Adalimumab and pregnancy
You can take adalimumab during pregnancy, especially if it's needed to keep you well.
Talk to your doctor if you become pregnant or are thinking of becoming pregnant while taking adalimumab. They will help you weigh up the benefits and possible risks so you can decide on the best treatment plan for you.
Do not stop taking your medicine unless your doctor tells you to. You may need to continue to take adalimumab during pregnancy to stay healthy and well.
Adalimumab and breastfeeding
If your doctor or midwife says your baby is healthy you can take adalimumab while you're breastfeeding.
Adalimumab passes into breast milk in tiny amounts and your baby will not absorb a lot into their body from the breast milk.
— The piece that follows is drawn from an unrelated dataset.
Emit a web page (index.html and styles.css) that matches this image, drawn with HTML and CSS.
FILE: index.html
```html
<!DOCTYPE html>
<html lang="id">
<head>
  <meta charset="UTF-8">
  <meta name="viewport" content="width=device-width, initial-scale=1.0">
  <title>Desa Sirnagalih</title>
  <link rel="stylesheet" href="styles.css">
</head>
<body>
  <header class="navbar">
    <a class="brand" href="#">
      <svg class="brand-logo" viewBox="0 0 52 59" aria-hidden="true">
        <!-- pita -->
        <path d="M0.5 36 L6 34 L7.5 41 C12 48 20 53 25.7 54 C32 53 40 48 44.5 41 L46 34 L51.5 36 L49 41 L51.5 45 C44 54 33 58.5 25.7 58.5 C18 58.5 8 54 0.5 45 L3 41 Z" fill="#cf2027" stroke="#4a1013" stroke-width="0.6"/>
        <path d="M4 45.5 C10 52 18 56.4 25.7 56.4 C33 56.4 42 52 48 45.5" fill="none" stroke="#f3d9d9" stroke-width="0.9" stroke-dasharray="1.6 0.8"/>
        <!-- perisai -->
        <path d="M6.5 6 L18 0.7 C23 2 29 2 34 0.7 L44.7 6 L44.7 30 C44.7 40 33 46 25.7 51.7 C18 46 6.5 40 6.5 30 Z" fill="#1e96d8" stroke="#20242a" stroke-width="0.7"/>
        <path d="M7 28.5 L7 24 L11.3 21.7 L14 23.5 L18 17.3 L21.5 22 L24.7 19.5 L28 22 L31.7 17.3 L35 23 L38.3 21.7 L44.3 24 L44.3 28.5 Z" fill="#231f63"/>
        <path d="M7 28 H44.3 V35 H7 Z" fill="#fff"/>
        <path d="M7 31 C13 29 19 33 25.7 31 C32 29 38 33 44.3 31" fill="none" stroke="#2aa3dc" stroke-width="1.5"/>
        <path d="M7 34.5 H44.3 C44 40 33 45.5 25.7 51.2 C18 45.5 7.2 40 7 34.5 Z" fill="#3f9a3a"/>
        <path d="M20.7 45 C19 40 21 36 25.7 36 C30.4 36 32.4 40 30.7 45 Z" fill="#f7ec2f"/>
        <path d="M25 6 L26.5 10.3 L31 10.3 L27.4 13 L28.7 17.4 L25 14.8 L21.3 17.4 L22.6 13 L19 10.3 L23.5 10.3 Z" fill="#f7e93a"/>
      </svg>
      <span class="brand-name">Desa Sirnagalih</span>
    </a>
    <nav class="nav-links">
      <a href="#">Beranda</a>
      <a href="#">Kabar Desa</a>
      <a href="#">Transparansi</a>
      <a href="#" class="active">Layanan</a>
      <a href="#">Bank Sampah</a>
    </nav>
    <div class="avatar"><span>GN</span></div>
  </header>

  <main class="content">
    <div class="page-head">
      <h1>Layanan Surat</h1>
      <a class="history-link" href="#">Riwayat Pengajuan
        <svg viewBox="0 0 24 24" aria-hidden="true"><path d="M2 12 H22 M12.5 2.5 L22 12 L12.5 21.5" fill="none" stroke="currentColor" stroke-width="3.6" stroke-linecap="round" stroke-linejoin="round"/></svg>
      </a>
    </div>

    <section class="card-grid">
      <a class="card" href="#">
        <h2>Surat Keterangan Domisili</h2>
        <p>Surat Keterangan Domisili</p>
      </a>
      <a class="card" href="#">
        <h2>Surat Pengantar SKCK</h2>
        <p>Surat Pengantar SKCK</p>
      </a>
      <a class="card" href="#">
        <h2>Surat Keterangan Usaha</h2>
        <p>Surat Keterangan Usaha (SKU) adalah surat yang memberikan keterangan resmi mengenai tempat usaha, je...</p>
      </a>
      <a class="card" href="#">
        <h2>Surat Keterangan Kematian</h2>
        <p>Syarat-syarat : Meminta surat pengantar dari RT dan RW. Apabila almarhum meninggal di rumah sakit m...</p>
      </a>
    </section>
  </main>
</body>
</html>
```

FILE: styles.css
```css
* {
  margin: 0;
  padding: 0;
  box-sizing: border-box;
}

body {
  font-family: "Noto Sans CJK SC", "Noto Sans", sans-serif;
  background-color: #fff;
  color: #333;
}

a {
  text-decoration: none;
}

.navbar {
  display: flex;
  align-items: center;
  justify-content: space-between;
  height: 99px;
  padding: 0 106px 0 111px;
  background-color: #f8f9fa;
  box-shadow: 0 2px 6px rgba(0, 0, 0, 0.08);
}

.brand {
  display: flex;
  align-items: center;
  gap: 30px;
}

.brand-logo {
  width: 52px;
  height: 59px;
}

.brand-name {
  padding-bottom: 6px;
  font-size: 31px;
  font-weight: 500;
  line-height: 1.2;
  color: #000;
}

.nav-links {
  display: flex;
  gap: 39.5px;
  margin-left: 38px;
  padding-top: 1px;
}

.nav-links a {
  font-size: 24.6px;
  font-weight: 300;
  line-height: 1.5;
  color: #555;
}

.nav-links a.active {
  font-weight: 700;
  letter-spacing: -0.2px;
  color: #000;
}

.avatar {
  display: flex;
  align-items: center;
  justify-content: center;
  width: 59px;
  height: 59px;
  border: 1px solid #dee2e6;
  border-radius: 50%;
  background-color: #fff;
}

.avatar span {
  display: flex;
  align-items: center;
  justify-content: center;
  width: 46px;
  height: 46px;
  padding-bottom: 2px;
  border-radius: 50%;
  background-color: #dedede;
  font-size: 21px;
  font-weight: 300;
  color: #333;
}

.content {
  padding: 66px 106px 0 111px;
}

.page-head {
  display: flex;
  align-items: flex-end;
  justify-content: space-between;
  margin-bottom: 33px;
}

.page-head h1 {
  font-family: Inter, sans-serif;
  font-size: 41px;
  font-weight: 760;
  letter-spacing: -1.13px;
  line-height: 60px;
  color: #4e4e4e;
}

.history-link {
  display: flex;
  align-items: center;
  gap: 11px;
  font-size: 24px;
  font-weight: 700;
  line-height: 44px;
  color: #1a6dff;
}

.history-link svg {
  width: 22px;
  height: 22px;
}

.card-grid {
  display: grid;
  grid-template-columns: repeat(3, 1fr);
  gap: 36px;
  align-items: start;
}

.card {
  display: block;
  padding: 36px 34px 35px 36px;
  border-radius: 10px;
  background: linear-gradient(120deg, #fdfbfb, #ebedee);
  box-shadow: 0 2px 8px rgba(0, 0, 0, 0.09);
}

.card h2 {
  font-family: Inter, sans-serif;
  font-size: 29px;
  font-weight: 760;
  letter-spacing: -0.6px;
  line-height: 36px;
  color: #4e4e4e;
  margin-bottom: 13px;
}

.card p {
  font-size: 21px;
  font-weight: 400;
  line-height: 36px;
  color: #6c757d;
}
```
It has not been known to cause side effects in breastfed babies.
If your baby is not feeding as well as usual, or if you have any other concerns about your baby, talk to your doctor, pharmacist, health visitor or midwife as soon as possible.
After your baby is born
If you're taking adalimumab while pregnant, your baby will not be able to have live vaccines for the first six months after they're born.
This means that they will not be able to have the rotavirus vaccination (which must be given by 4 months of age). The BCG vaccine (if needed) will have to be delayed. All of the other early vaccinations can be given as normal.
Adalimumab and fertility
There's no evidence to suggest that taking adalimumab reduces fertility in either men or women.
Speak to your doctor if you're trying to get pregnant. They may want to review your treatment.
Cautions with other medicines
Do not take adalimumab with medicines that can increase the risk of serious infections, including:
- live vaccinations – some vaccines use live viruses – these include measles, mumps and rubella (MMR), BCG, rotavirus, some shingles vaccines and some flu vaccines. If you need a vaccine always check with your doctor or pharmacist whether it is suitable for you
- abatacept, a medicine to treat autoimmune diseases
- anakinra, a medicine to treat rheumatoid arthritis
Mixing adalimumab with herbal remedies and supplements
There's not enough information to say that herbal remedies or supplements are safe to take with adalimumab. They're not tested in the same way as pharmacy and prescription medicines. They're generally not tested for the effect they have on other medicines.